原作の舞台はバスク地方(Iparraldea)で山を越えるとカタルーニャつまりスペインだったそうですが、今回の映画化ではRhône-Alpesが舞台になっていて山の向こうはスイスです。主人公のセバスちゃん…じゃなくてセバスチャンは血縁のないおじいちゃんのセザールさんに育てられていて、アメリカに行ったお母さんがクリスマスに会いに来てくれると信じています。
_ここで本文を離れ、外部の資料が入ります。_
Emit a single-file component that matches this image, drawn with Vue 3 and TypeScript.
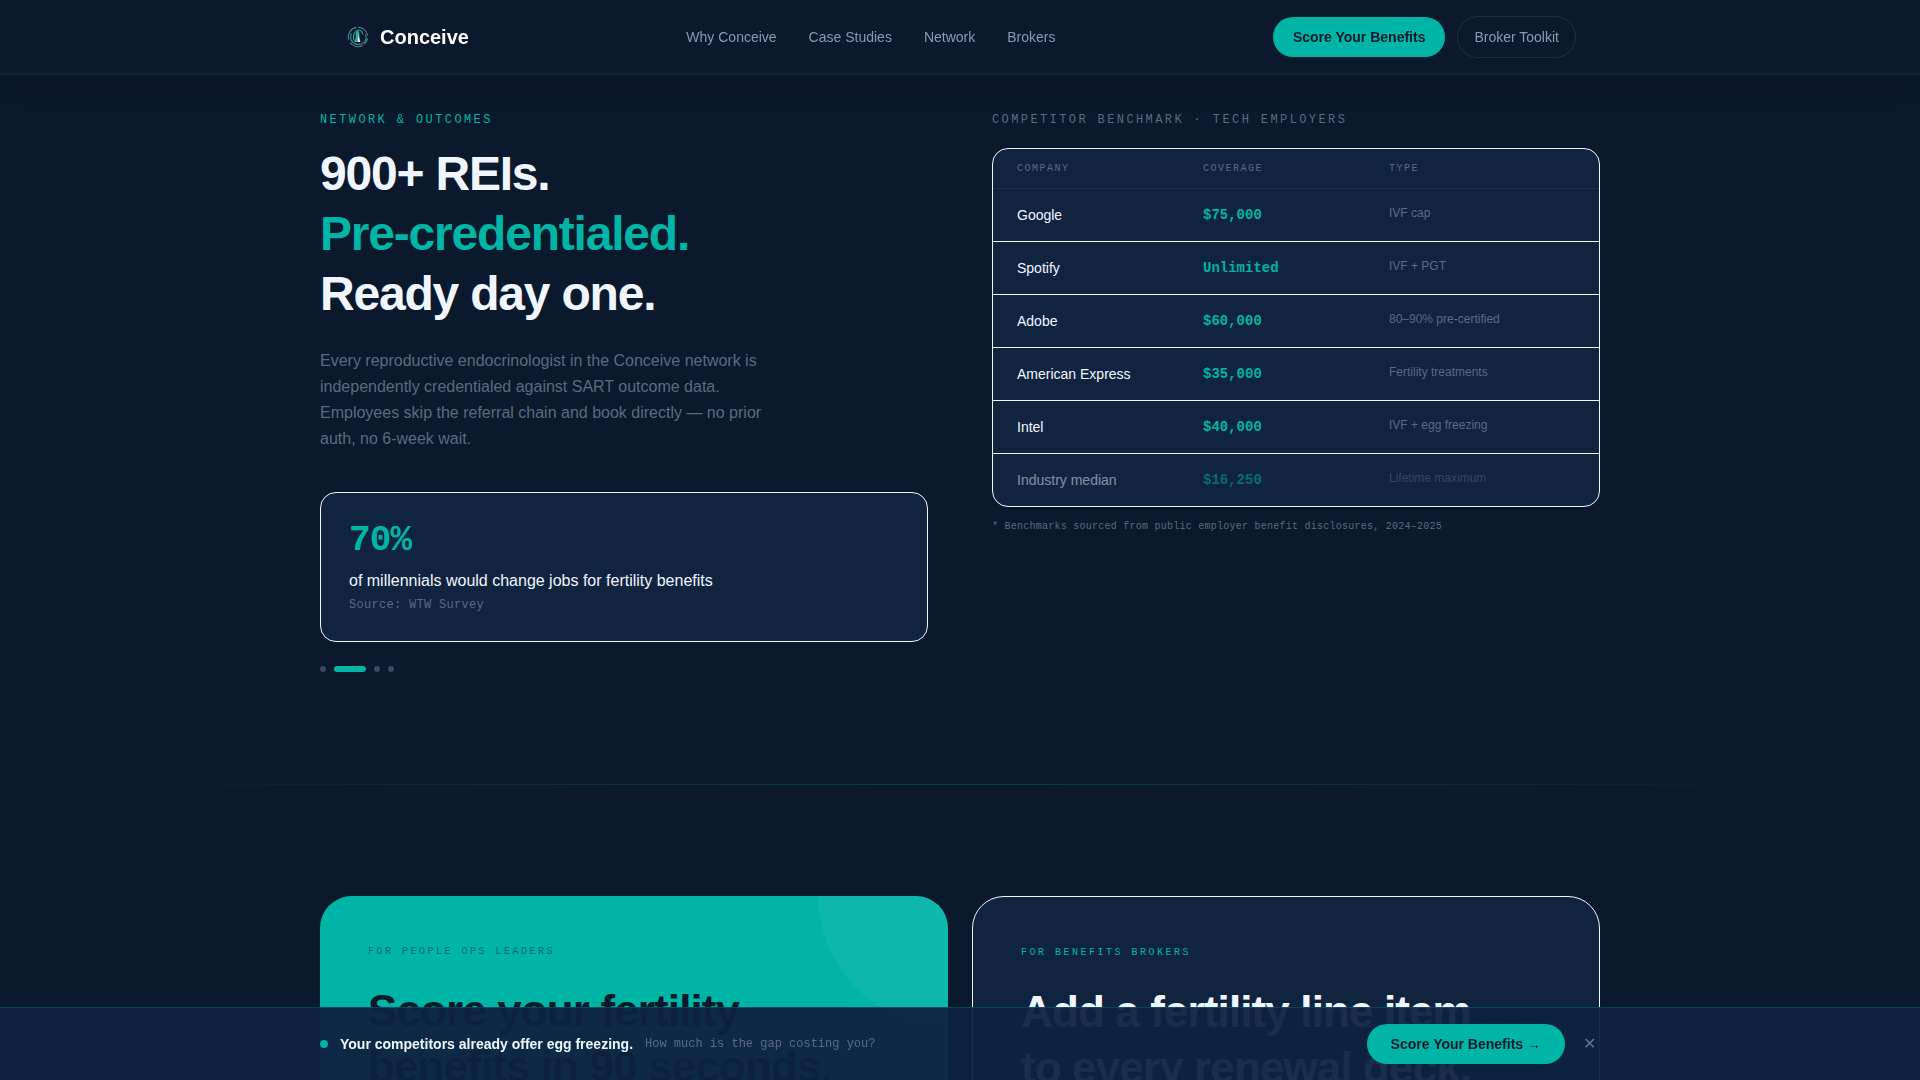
<script setup lang="ts">
import { ref } from 'vue'

interface Benchmark {
  company: string
  coverage: string
  type: string
  baseline?: boolean
}

interface Stat {
  value: string
  text: string
  source: string
}

const navLinks: string[] = ['Why Conceive', 'Case Studies', 'Network', 'Brokers']

const benchmarks: Benchmark[] = [
  { company: 'Google', coverage: '$75,000', type: 'IVF cap' },
  { company: 'Spotify', coverage: 'Unlimited', type: 'IVF + PGT' },
  { company: 'Adobe', coverage: '$60,000', type: '80–90% pre-certified' },
  { company: 'American Express', coverage: '$35,000', type: 'Fertility treatments' },
  { company: 'Intel', coverage: '$40,000', type: 'IVF + egg freezing' },
  { company: 'Industry median', coverage: '$16,250', type: 'Lifetime maximum', baseline: true },
]

const stat: Stat = {
  value: '70%',
  text: 'of millennials would change jobs for fertility benefits',
  source: 'Source: WTW Survey',
}

const slideCount = 4
const activeSlide = ref(2)
const barOpen = ref(true)
</script>

<template>
  <div class="page">
    <header class="header">
      <nav class="nav">
        <a class="brand" href="#">
          <svg class="logo" viewBox="0 0 28 28" fill="none" aria-hidden="true">
            <path d="M12.500 4.400a9.700 9.700 0 0 0-7.800 12.200M6 19.500a9.700 9.700 0 0 0 12.500 3.100" stroke="#5b7f90" stroke-width="1.100" />
            <path d="M14.500 4.300c4.500.3 8.300 3.700 9 8.200M23.500 15.500a9.700 9.700 0 0 1-3.500 6" stroke="#7a97a6" stroke-width="1" />
            <path d="M7.500 10.500a7.600 7.600 0 0 0 1.500 9c3 2.700 8 2.800 11-.2 2-2.100 2.500-5.300 1.200-8" stroke="#2b8d8b" stroke-width="1.200" />
            <path d="M10.500 18c-2-3-1.300-7.500 2-10.500 3.500-1.500 6 1 6.500 4" stroke="#1f9e97" stroke-width="1.100" />
            <path d="M14 7c-2.200 2.200-3 4.500-2 7l-1.500 5h5l-.4-5.500c.8-2.200.3-4.500-1.100-6.500z" fill="#2fae9f" />
            <path d="M14.400 11l2 8h-2.600z" fill="#d5f3f2" />
          </svg>
          <span>Conceive</span>
        </a>
        <div class="links">
          <a v-for="link in navLinks" :key="link" href="#">{{ link }}</a>
        </div>
        <div class="actions">
          <button type="button" class="btn btn-primary">Score Your Benefits</button>
          <button type="button" class="btn btn-outline">Broker Toolkit</button>
        </div>
      </nav>
    </header>

    <main>
      <section class="section network">
        <div>
          <p class="eyebrow teal">NETWORK &amp; OUTCOMES</p>
          <h2 class="headline">
            900+ REIs.<br />
            <span class="teal">Pre-credentialed.</span><br />
            Ready day one.
          </h2>
          <p class="lead">
            Every reproductive endocrinologist in the Conceive network is independently
            credentialed against SART outcome data. Employees skip the referral chain and book
            directly — no prior auth, no 6-week wait.
          </p>
          <article class="stat">
            <p class="stat-value">{{ stat.value }}</p>
            <p class="stat-text">{{ stat.text }}</p>
            <p class="stat-source">{{ stat.source }}</p>
          </article>
          <div class="dots">
            <button
              v-for="n in slideCount"
              :key="n"
              type="button"
              class="dot"
              :class="{ active: n === activeSlide }"
              :aria-label="`Slide ${n}`"
              @click="activeSlide = n"
            ></button>
          </div>
        </div>

        <div>
          <p class="eyebrow table-title">COMPETITOR BENCHMARK · TECH EMPLOYERS</p>
          <table class="bench">
            <thead>
              <tr>
                <th scope="col">COMPANY</th>
                <th scope="col">COVERAGE</th>
                <th scope="col">TYPE</th>
              </tr>
            </thead>
            <tbody>
              <tr v-for="row in benchmarks" :key="row.company" :class="{ baseline: row.baseline }">
                <td class="company">{{ row.company }}</td>
                <td class="coverage">{{ row.coverage }}</td>
                <td class="type">{{ row.type }}</td>
              </tr>
            </tbody>
          </table>
          <p class="note">* Benchmarks sourced from public employer benefit disclosures, 2024–2025</p>
        </div>
      </section>

      <div class="divider"></div>

      <section class="section cards">
        <article class="card card-teal">
          <p class="card-eyebrow">FOR PEOPLE OPS LEADERS</p>
          <h3>Score your fertility<br />benefits in 90 seconds.</h3>
        </article>
        <article class="card card-navy">
          <p class="card-eyebrow">FOR BENEFITS BROKERS</p>
          <h3>Add a fertility line item<br />to every renewal deck.</h3>
        </article>
      </section>
    </main>

    <aside v-if="barOpen" class="bar">
      <div class="bar-inner">
        <span class="pulse"></span>
        <strong>Your competitors already offer egg freezing.</strong>
        <span class="bar-note">How much is the gap costing you?</span>
        <div class="bar-actions">
          <button type="button" class="btn btn-primary btn-wide">Score Your Benefits →</button>
          <button type="button" class="close" aria-label="Dismiss" @click="barOpen = false">✕</button>
        </div>
      </div>
    </aside>
  </div>
</template>

<style>
body {
  margin: 0;
  background: #0a192b;
}
</style>

<style scoped>
.page {
  --teal: #00b4a6;
  --ink: #0a192b;
  --panel: #10243f;
  --light: #f0f6ff;
  --muted: #5b6a81;
  --mono: 'Liberation Mono', monospace;
  height: 100vh;
  overflow: hidden;
  background: var(--ink);
  color: var(--light);
  font-family: 'Liberation Sans', Arial, sans-serif;
  font-size: 16px;
  line-height: 24px;
}

.page * {
  box-sizing: border-box;
}

p,
h2,
h3 {
  margin: 0;
}

a {
  color: inherit;
  text-decoration: none;
}

button {
  margin: 0;
  border: 0;
  font-family: inherit;
  cursor: pointer;
}

.teal {
  color: var(--teal);
}

.header {
  position: fixed;
  inset: 0 0 auto;
  z-index: 10;
  background: #0a192b;
  border-bottom: 1px solid rgba(255, 255, 255, 0.05);
  box-shadow: 0 4px 32px rgba(0, 0, 0, 0.2);
}

.nav {
  display: flex;
  align-items: center;
  justify-content: space-between;
  max-width: 1280px;
  margin: 0 auto;
  padding: 16px 24px;
}

.brand {
  display: flex;
  align-items: center;
  gap: 8px;
  color: #fff;
  font-size: 20px;
  font-weight: 700;
  line-height: 28px;
}

.logo {
  width: 28px;
  height: 28px;
}

.links {
  display: flex;
  gap: 32px;
  color: #8a99af;
  font-size: 14px;
  line-height: 20px;
}

.actions {
  display: flex;
  align-items: center;
  gap: 12px;
}

.btn {
  padding: 10px 20px;
  border-radius: 24px;
  font-size: 14px;
  line-height: 20px;
}

.btn-primary {
  background: var(--teal);
  color: var(--ink);
  font-weight: 700;
}

.btn-wide {
  padding: 10px 24px;
}

.btn-outline {
  padding: 10px 16px;
  border: 1px solid rgba(148, 163, 184, 0.15);
  background: transparent;
  color: #8a99af;
}

.section {
  display: grid;
  grid-template-columns: repeat(2, minmax(0, 1fr));
  max-width: 1280px;
  margin: 0 auto;
  padding: 112px 0;
}

.network {
  gap: 64px;
}

.eyebrow {
  margin-bottom: 16px;
  font-family: var(--mono);
  font-size: 12px;
  line-height: 16px;
  letter-spacing: 0.2em;
}

.table-title {
  margin-bottom: 20px;
  color: var(--muted);
}

.headline {
  margin-bottom: 24px;
  font-size: 48px;
  font-weight: 700;
  line-height: 60px;
  letter-spacing: -0.025em;
}

.lead {
  max-width: 448px;
  margin-bottom: 40px;
  color: var(--muted);
  line-height: 26px;
}

.stat {
  padding: 28px;
  border: 1px solid var(--light);
  border-radius: 16px;
  background: var(--panel);
}

.stat-value {
  margin-bottom: 8px;
  color: var(--teal);
  font-family: var(--mono);
  font-size: 36px;
  font-weight: 700;
  line-height: 40px;
  letter-spacing: -0.025em;
}

.stat-source {
  margin-top: 4px;
  color: var(--muted);
  font-family: var(--mono);
  font-size: 12px;
  line-height: 16px;
  letter-spacing: 0.025em;
}

.dots {
  display: flex;
  gap: 8px;
  margin-top: 24px;
}

.dot {
  width: 6px;
  height: 6px;
  padding: 0;
  border-radius: 3px;
  background: #3a4960;
}

.dot.active {
  width: 32px;
  background: var(--teal);
}

.bench {
  display: block;
  overflow: hidden;
  border: 1px solid var(--light);
  border-radius: 16px;
  background: var(--panel);
}

.bench thead,
.bench tbody {
  display: block;
}

.bench tr {
  display: grid;
  grid-template-columns: repeat(3, minmax(0, 1fr));
  align-items: start;
  padding: 16px 24px;
  border-bottom: 1px solid var(--light);
}

.bench thead tr {
  padding: 12px 24px;
  border-bottom-color: rgba(255, 255, 255, 0.05);
}

.bench tbody tr:last-child {
  border-bottom: 0;
}

.bench th,
.bench td {
  padding: 0;
  text-align: left;
}

.bench th {
  color: var(--muted);
  font-family: var(--mono);
  font-size: 10px;
  font-weight: 400;
  line-height: 15px;
  letter-spacing: 0.15em;
}

.company,
.coverage {
  font-size: 14px;
  line-height: 20px;
}

.coverage {
  color: var(--teal);
  font-family: var(--mono);
  font-weight: 700;
}

.type {
  color: var(--muted);
  font-size: 12px;
  line-height: 16px;
}

.baseline td {
  opacity: 0.5;
}

.note {
  margin-top: 12px;
  color: var(--muted);
  font-family: var(--mono);
  font-size: 10px;
  line-height: 15px;
  letter-spacing: 0.025em;
}

.divider {
  height: 1px;
  margin-bottom: -1px;
  background: linear-gradient(90deg, transparent 5%, rgba(0, 180, 166, 0.25) 50%, transparent 95%);
}

.cards {
  gap: 24px;
}

.card {
  position: relative;
  overflow: hidden;
  padding: 48px;
  border-radius: 32px;
}

.card-teal {
  background: var(--teal);
  color: var(--ink);
}

.card-teal::after {
  content: '';
  position: absolute;
  top: -130px;
  right: -130px;
  width: 260px;
  height: 260px;
  border-radius: 50%;
  background: rgba(255, 255, 255, 0.05);
}

.card-navy {
  border: 1px solid var(--light);
  background: var(--panel);
}

.card-eyebrow {
  margin-bottom: 24px;
  font-family: var(--mono);
  font-size: 10px;
  line-height: 15px;
  letter-spacing: 0.25em;
}

.card-teal .card-eyebrow {
  opacity: 0.5;
}

.card-navy .card-eyebrow {
  color: var(--teal);
}

.card h3 {
  font-size: 44px;
  font-weight: 700;
  line-height: 56px;
  letter-spacing: -0.02em;
}

.bar {
  position: fixed;
  inset: auto 0 0;
  z-index: 10;
  border-top: 1px solid rgba(0, 180, 166, 0.25);
  background: rgba(14, 34, 64, 0.95);
}

.bar-inner {
  display: flex;
  align-items: center;
  gap: 12px;
  max-width: 1280px;
  margin: 0 auto;
  padding: 16px 0;
  font-size: 14px;
  line-height: 20px;
}

.pulse {
  width: 8px;
  height: 8px;
  border-radius: 50%;
  background: var(--teal);
}

.bar-note {
  color: var(--muted);
  font-family: var(--mono);
  font-size: 12px;
  line-height: 16px;
}

.bar-actions {
  display: flex;
  align-items: center;
  gap: 14px;
  margin-left: auto;
}

.close {
  padding: 4px;
  background: transparent;
  color: #64748b;
  font-size: 16px;
  line-height: 20px;
}
</style>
誰が嘘を教えたのか知りませんが、彼にとってのアメリカは山の向こうにあるらしい。 犬はグレートピレニーズなので舞台を改変されるとあまり地域性が発揮できません(原作通りだとピレネー山脈なのにさ)。 舞台の改変はドラマ性を高めるため…ということで、この映画で主人公たちを翻弄するのはフランスに進駐し、峠を越えて違法出国しようとするユダヤ人の一斉検挙を謀るドイツ軍、ということになっています。フランス語が堪能なイケメンドイツ人将校(Andreas Pietschmann)に萌え萌えです。ヴュルツブルク出身の46歳…えーっうっそー!30代に見えるよ…まあこの映画自体2年前の公開なので撮影時にはもっと若かったんだけど。

話が(変な方向に)逸れましたが。 アルプスの大自然の中真っ白な犬と戯れる美少年…という映像を見るための映画だと思って行った方がいいと思います。ドラマとして悪い展開ではないしそれなりにドキドキヒヤヒヤする場面もあったのですが、山の中で野犬として暮らして真っ黒にすすけたグレピが、ちょっと川で泳いだだけでベテラントリマーが2時間かけてシャンプーブロウした後みたいに真っ白になったり、銃で後肢を撃たれたグレピが、ちょっと消毒して抗生物質を注射されただけで全快したり、狼の群れがグレピ1頭にちょっと睨まれて唸られただけで尻尾を巻いて逃げ出したりするトンデモシーンが散見されて興ざめでした。 イケメンドイツ人将校も、自分の任務そっちのけで、村で出会ったかわいこちゃん(セザールおじいちゃんの姪で、セバスちゃんをかわいがって世話をしてくれるパン屋のアンジェリーナさん)にデレデレして、最後は隊を裏切るような行動に出るし… でも、劇中でナチスからなんとか逃げようとするユダヤ人や、それを見て見ぬ振りをしたり積極的に支援しようとする人たちを見ていると、昨今話題になっているシリア難民のことを思い出さずにはいられず、さて自分が逃げる立場になった時にどうなのかなどなど、考えさせられる部分もありました。 余談ですが(しかもネタバレですが)アンジェリーナさんは村の医師ギヨームさんとつきあっててラブラブでありながらドイツ人将校からも横恋慕されるモテモテぶりなのに、最後あっさり「イギリスに渡ってレジスタンスを支援してくる」とどっちも振ってしまうところが痛快でした。

さらに余談ですが、この映画を見る数日前に、特に地縁もない街をぷらぷらと歩いていたらお散歩中のグレピに遭遇して「きゃーグレピー❤️」と興奮したという経緯があり、これを観に行くことになったのもグレピに引き寄せられたのかなと思わないでもありません(意味不明)。 フランス語とドイツ語の耳はちょっと鍛えられた…かもしれませんけどフランス語はほとんどわかんなかったです。でもかわいい男の子に「ぷるくわ?」なんて言われるとキュンとしますね。 どうでもいいけど邦題、普通に「ベルとセバスチャン」でいいのでは。なぜ"&"なんかにしたんだろう。